### [Short exercise]
Every entry below should be repeated exactly; the pictures should not.

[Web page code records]

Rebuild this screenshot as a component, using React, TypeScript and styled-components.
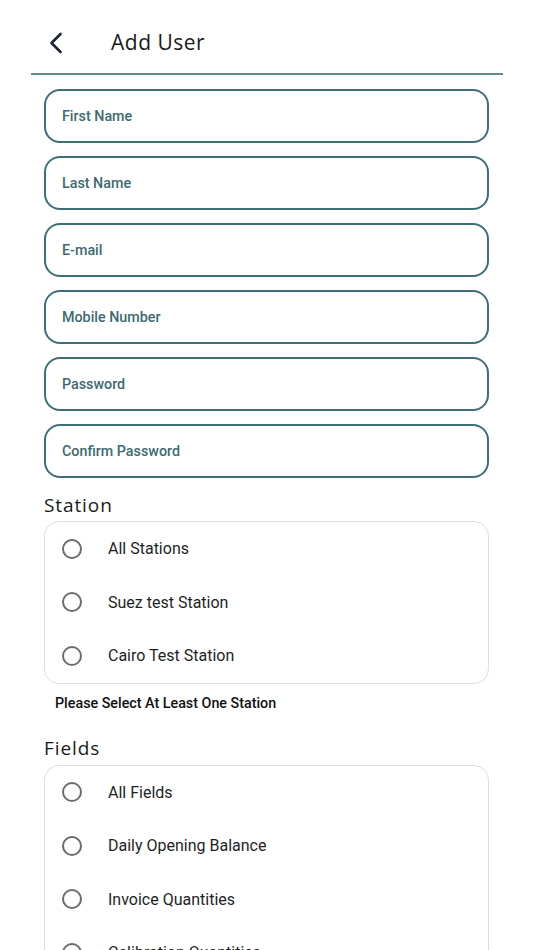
import React from "react";
import styled, { createGlobalStyle } from "styled-components";

const Global = createGlobalStyle`
  html, body { margin: 0; padding: 0; background: #ffffff; }
  body { font-family: Roboto, "Noto Sans", sans-serif; }
  * { box-sizing: border-box; }
`;

const Page = styled.div`
  width: 534px;
  height: 950px;
  overflow: hidden;
  background: #fff;
`;

const Header = styled.header`
  height: 73px;
  display: flex;
  align-items: flex-start;
  padding: 12px 0 0 47px;
`;

const BackButton = styled.button`
  width: 18px;
  height: 22px;
  border: 0;
  background: none;
  padding: 0;
  margin-top: 20px;
  display: flex;
  align-items: center;
  justify-content: center;
  color: #1c2433;
`;

const Title = styled.h1`
  margin: 16px 0 0 46px;
  font-family: "Open Sans", "Noto Sans", sans-serif;
  font-weight: 400;
  font-size: 21px;
  line-height: 28px;
  color: #1a1a1a;
  letter-spacing: 0.5px;
`;

const Divider = styled.hr`
  margin: 0 31px;
  border: 0;
  height: 2px;
  background: #5e8b91;
`;

const Form = styled.div`
  padding: 14px 45px 0 44px;
  display: flex;
  flex-direction: column;
`;

const Inputs = styled.div`
  display: flex;
  flex-direction: column;
  gap: 13px;
`;

const InputBox = styled.div`
  height: 54px;
  border: 2.5px solid #3e6f76;
  border-radius: 16px;
  display: flex;
  align-items: center;
  padding-left: 16px;
  font-family: Roboto, sans-serif;
  font-weight: 500;
  font-size: 14.3px;
  color: #3d6a71;
`;

const SectionTitle = styled.div<{ $top: number }>`
  margin-top: ${(p) => p.$top}px;
  font-family: "Open Sans", "Noto Sans", sans-serif;
  font-weight: 400;
  font-size: 19px;
  line-height: 24px;
  color: #1a1a1a;
  letter-spacing: 0.9px;
`;

const Card = styled.div<{ $gap: number }>`
  margin-top: ${(p) => p.$gap}px;
  border: 1px solid #dedede;
  border-radius: 15px;
  display: flex;
  flex-direction: column;
`;

const Row = styled.label`
  height: 53.5px;
  display: flex;
  align-items: center;
  padding-left: 17px;
  gap: 26px;
  font-family: Roboto, sans-serif;
  font-size: 16px;
  color: #1f1f1f;
`;

const Radio = styled.span`
  width: 20px;
  height: 20px;
  border-radius: 50%;
  border: 2px solid #6c6c6c;
  flex: none;
`;

const Helper = styled.div`
  margin-top: 11px;
  padding-left: 11px;
  font-family: Roboto, sans-serif;
  font-weight: 500;
  font-size: 14.3px;
  line-height: 16px;
  color: #111;
`;

const inputs = ["First Name", "Last Name", "E-mail", "Mobile Number", "Password", "Confirm Password"];
const stations = ["All Stations", "Suez test Station", "Cairo Test Station"];
const fields = ["All Fields", "Daily Opening Balance", "Invoice Quantities", "Calibration Quantities", "Closing Balance"];

export default function App() {
  return (
    <Page>
      <Global />
      <Header>
        <BackButton aria-label="Back">
          <svg width="16" height="22" viewBox="0 0 16 22" fill="none">
            <path d="M12.5 2 L3.5 11 L12.5 20" stroke="currentColor" strokeWidth="2.6" strokeLinecap="round" strokeLinejoin="round" />
          </svg>
        </BackButton>
        <Title>Add User</Title>
      </Header>
      <Divider />
      <Form>
        <Inputs>
          {inputs.map((t) => (
            <InputBox key={t}>{t}</InputBox>
          ))}
        </Inputs>
        <SectionTitle $top={15}>Station</SectionTitle>
        <Card $gap={4}>
          {stations.map((s) => (
            <Row key={s}>
              <Radio />
              {s}
            </Row>
          ))}
        </Card>
        <Helper>Please Select At Least One Station</Helper>
        <SectionTitle $top={25}>Fields</SectionTitle>
        <Card $gap={5}>
          {fields.map((s) => (
            <Row key={s}>
              <Radio />
              {s}
            </Row>
          ))}
        </Card>
      </Form>
    </Page>
  );
}
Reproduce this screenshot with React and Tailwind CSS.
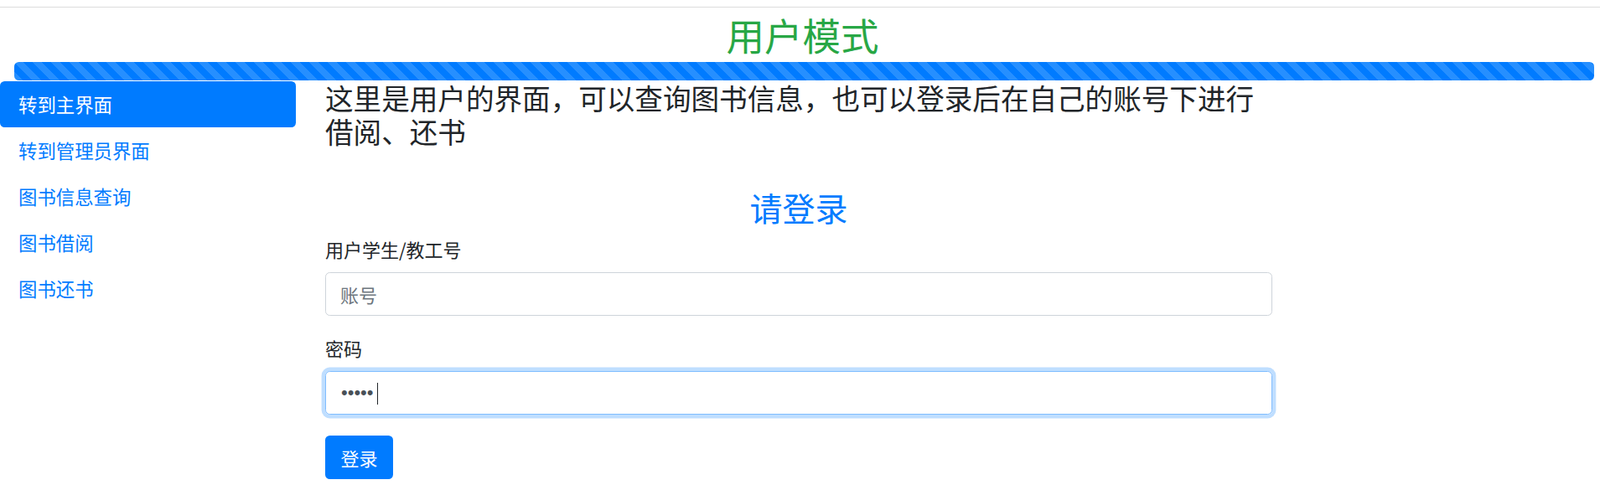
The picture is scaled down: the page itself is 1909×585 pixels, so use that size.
import React from "react";

const navItems = ["转到主界面", "转到管理员界面", "图书信息查询", "图书借阅", "图书还书"];

export default function App() {
  return (
    <div
      className="w-[1909px] h-[585px] overflow-hidden bg-white text-[#212529]"
      style={{ fontFamily: '"Noto Sans CJK SC", "Noto Sans", "Liberation Sans", sans-serif' }}
    >
      <div className="mt-[8px] h-px bg-[#dcdcdc]" />
      <h2 className="mt-[5px] pl-[6px] text-center text-[45.5px] leading-[54px] font-normal text-[#28a745]">用户模式</h2>
      <div className="mt-[6px] ml-[17px] mr-[7px] h-[22px] rounded-[5.5px] overflow-hidden bg-[#007bff] bg-[linear-gradient(45deg,rgba(255,255,255,.15)_25%,transparent_25%,transparent_50%,rgba(255,255,255,.15)_50%,rgba(255,255,255,.15)_75%,transparent_75%,transparent)] bg-[length:22px_22px]" />
      <div className="flex mt-[1px]">
        <nav className="w-[353px] flex flex-col">
          {navItems.map((t, i) => (
            <a
              key={t}
              href="#"
              className={
                i === 0
                  ? "block px-[22px] py-[11px] text-[22.4px] leading-[33px] rounded-[5.5px] bg-[#007bff] text-white"
                  : "block px-[22px] py-[11px] text-[22.4px] leading-[33px] text-[#007bff]"
              }
            >
              {t}
            </a>
          ))}
        </nav>
        <div className="ml-[35px] w-[1130px]">
          <h4 className="max-w-[1120px] text-[33.6px] leading-[40px] font-normal">
            这里是用户的界面，可以查询图书信息，也可以登录后在自己的账号下进行借阅、还书
          </h4>
          <h3 className="mt-[47px] mb-[11px] text-center text-[39px] leading-[46px] font-normal text-[#007bff]">请登录</h3>
          <form onSubmit={(e) => e.preventDefault()}>
            <div className="mb-[22px]">
              <label className="block mb-[11px] text-[22px] leading-[33px]">用户学生/教工号</label>
              <input
                type="text"
                placeholder="账号"
                className="block w-full h-[52px] px-[17px] border border-[#ced4da] rounded-[5.5px] text-[22px] text-[#495057] placeholder:text-[#6c757d] outline-none"
              />
            </div>
            <div className="mb-[25px]">
              <label className="block mb-[11px] text-[22px] leading-[33px]">密码</label>
              <div className="relative">
                <input
                  type="password"
                  defaultValue="12345"
                  className="block w-full h-[52px] pl-[18px] pr-[17px] border border-[#80bdff] rounded-[5.5px] text-[22px] text-[#495057] outline-none shadow-[0_0_0_4.4px_rgba(0,123,255,.25)] caret-transparent"
                  style={{ fontFamily: '"Liberation Sans", Arial, sans-serif' }}
                />
                <span className="pointer-events-none absolute left-[62px] top-[14px] h-[26px] w-px bg-[#212529]" />
              </div>
            </div>
            <button
              type="submit"
              className="h-[52px] px-[18.5px] rounded-[5.5px] bg-[#007bff] text-white text-[22px] leading-[33px]"
            >
              登录
            </button>
          </form>
        </div>
      </div>
    </div>
  );
}
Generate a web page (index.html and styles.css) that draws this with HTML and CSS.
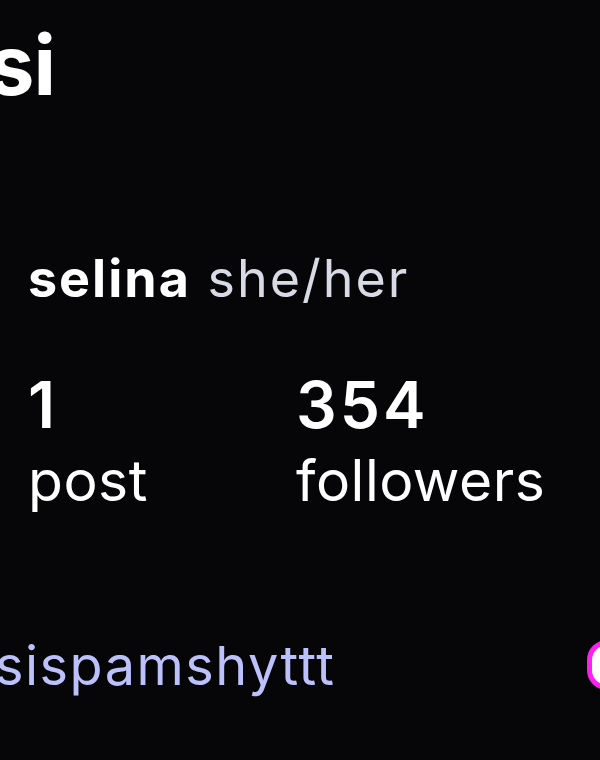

### [Exercise output]
Rebuild this screenshot as a component, using React, TypeScript and styled-components.
import React from "react";
import styled, { createGlobalStyle } from "styled-components";

const Global = createGlobalStyle`
  html, body { margin: 0; padding: 0; background: #ffffff; }
  body { font-family: Roboto, "Noto Sans", sans-serif; }
  * { box-sizing: border-box; }
`;

const Page = styled.div`
  width: 534px;
  height: 950px;
  overflow: hidden;
  background: #fff;
`;

const Header = styled.header`
  height: 73px;
  display: flex;
  align-items: flex-start;
  padding: 12px 0 0 47px;
`;

const BackButton = styled.button`
  width: 18px;
  height: 22px;
  border: 0;
  background: none;
  padding: 0;
  margin-top: 20px;
  display: flex;
  align-items: center;
  justify-content: center;
  color: #1c2433;
`;

const Title = styled.h1`
  margin: 16px 0 0 46px;
  font-family: "Open Sans", "Noto Sans", sans-serif;
  font-weight: 400;
  font-size: 21px;
  line-height: 28px;
  color: #1a1a1a;
  letter-spacing: 0.5px;
`;

const Divider = styled.hr`
  margin: 0 31px;
  border: 0;
  height: 2px;
  background: #5e8b91;
`;

const Form = styled.div`
  padding: 14px 45px 0 44px;
  display: flex;
  flex-direction: column;
`;

const Inputs = styled.div`
  display: flex;
  flex-direction: column;
  gap: 13px;
`;

const InputBox = styled.div`
  height: 54px;
  border: 2.5px solid #3e6f76;
  border-radius: 16px;
  display: flex;
  align-items: center;
  padding-left: 16px;
  font-family: Roboto, sans-serif;
  font-weight: 500;
  font-size: 14.3px;
  color: #3d6a71;
`;

const SectionTitle = styled.div<{ $top: number }>`
  margin-top: ${(p) => p.$top}px;
  font-family: "Open Sans", "Noto Sans", sans-serif;
  font-weight: 400;
  font-size: 19px;
  line-height: 24px;
  color: #1a1a1a;
  letter-spacing: 0.9px;
`;

const Card = styled.div<{ $gap: number }>`
  margin-top: ${(p) => p.$gap}px;
  border: 1px solid #dedede;
  border-radius: 15px;
  display: flex;
  flex-direction: column;
`;

const Row = styled.label`
  height: 53.5px;
  display: flex;
  align-items: center;
  padding-left: 17px;
  gap: 26px;
  font-family: Roboto, sans-serif;
  font-size: 16px;
  color: #1f1f1f;
`;

const Radio = styled.span`
  width: 20px;
  height: 20px;
  border-radius: 50%;
  border: 2px solid #6c6c6c;
  flex: none;
`;

const Helper = styled.div`
  margin-top: 11px;
  padding-left: 11px;
  font-family: Roboto, sans-serif;
  font-weight: 500;
  font-size: 14.3px;
  line-height: 16px;
  color: #111;
`;

const inputs = ["First Name", "Last Name", "E-mail", "Mobile Number", "Password", "Confirm Password"];
const stations = ["All Stations", "Suez test Station", "Cairo Test Station"];
const fields = ["All Fields", "Daily Opening Balance", "Invoice Quantities", "Calibration Quantities", "Closing Balance"];

export default function App() {
  return (
    <Page>
      <Global />
      <Header>
        <BackButton aria-label="Back">
          <svg width="16" height="22" viewBox="0 0 16 22" fill="none">
            <path d="M12.5 2 L3.5 11 L12.5 20" stroke="currentColor" strokeWidth="2.6" strokeLinecap="round" strokeLinejoin="round" />
          </svg>
        </BackButton>
        <Title>Add User</Title>
      </Header>
      <Divider />
      <Form>
        <Inputs>
          {inputs.map((t) => (
            <InputBox key={t}>{t}</InputBox>
          ))}
        </Inputs>
        <SectionTitle $top={15}>Station</SectionTitle>
        <Card $gap={4}>
          {stations.map((s) => (
            <Row key={s}>
              <Radio />
              {s}
            </Row>
          ))}
        </Card>
        <Helper>Please Select At Least One Station</Helper>
        <SectionTitle $top={25}>Fields</SectionTitle>
        <Card $gap={5}>
          {fields.map((s) => (
            <Row key={s}>
              <Radio />
              {s}
            </Row>
          ))}
        </Card>
      </Form>
    </Page>
  );
}
Reproduce this screenshot with React and Tailwind CSS.
The picture is scaled down: the page itself is 1909×585 pixels, so use that size.
import React from "react";

const navItems = ["转到主界面", "转到管理员界面", "图书信息查询", "图书借阅", "图书还书"];

export default function App() {
  return (
    <div
      className="w-[1909px] h-[585px] overflow-hidden bg-white text-[#212529]"
      style={{ fontFamily: '"Noto Sans CJK SC", "Noto Sans", "Liberation Sans", sans-serif' }}
    >
      <div className="mt-[8px] h-px bg-[#dcdcdc]" />
      <h2 className="mt-[5px] pl-[6px] text-center text-[45.5px] leading-[54px] font-normal text-[#28a745]">用户模式</h2>
      <div className="mt-[6px] ml-[17px] mr-[7px] h-[22px] rounded-[5.5px] overflow-hidden bg-[#007bff] bg-[linear-gradient(45deg,rgba(255,255,255,.15)_25%,transparent_25%,transparent_50%,rgba(255,255,255,.15)_50%,rgba(255,255,255,.15)_75%,transparent_75%,transparent)] bg-[length:22px_22px]" />
      <div className="flex mt-[1px]">
        <nav className="w-[353px] flex flex-col">
          {navItems.map((t, i) => (
            <a
              key={t}
              href="#"
              className={
                i === 0
                  ? "block px-[22px] py-[11px] text-[22.4px] leading-[33px] rounded-[5.5px] bg-[#007bff] text-white"
                  : "block px-[22px] py-[11px] text-[22.4px] leading-[33px] text-[#007bff]"
              }
            >
              {t}
            </a>
          ))}
        </nav>
        <div className="ml-[35px] w-[1130px]">
          <h4 className="max-w-[1120px] text-[33.6px] leading-[40px] font-normal">
            这里是用户的界面，可以查询图书信息，也可以登录后在自己的账号下进行借阅、还书
          </h4>
          <h3 className="mt-[47px] mb-[11px] text-center text-[39px] leading-[46px] font-normal text-[#007bff]">请登录</h3>
          <form onSubmit={(e) => e.preventDefault()}>
            <div className="mb-[22px]">
              <label className="block mb-[11px] text-[22px] leading-[33px]">用户学生/教工号</label>
              <input
                type="text"
                placeholder="账号"
                className="block w-full h-[52px] px-[17px] border border-[#ced4da] rounded-[5.5px] text-[22px] text-[#495057] placeholder:text-[#6c757d] outline-none"
              />
            </div>
            <div className="mb-[25px]">
              <label className="block mb-[11px] text-[22px] leading-[33px]">密码</label>
              <div className="relative">
                <input
                  type="password"
                  defaultValue="12345"
                  className="block w-full h-[52px] pl-[18px] pr-[17px] border border-[#80bdff] rounded-[5.5px] text-[22px] text-[#495057] outline-none shadow-[0_0_0_4.4px_rgba(0,123,255,.25)] caret-transparent"
                  style={{ fontFamily: '"Liberation Sans", Arial, sans-serif' }}
                />
                <span className="pointer-events-none absolute left-[62px] top-[14px] h-[26px] w-px bg-[#212529]" />
              </div>
            </div>
            <button
              type="submit"
              className="h-[52px] px-[18.5px] rounded-[5.5px] bg-[#007bff] text-white text-[22px] leading-[33px]"
            >
              登录
            </button>
          </form>
        </div>
      </div>
    </div>
  );
}
Generate a web page (index.html and styles.css) that draws this with HTML and CSS.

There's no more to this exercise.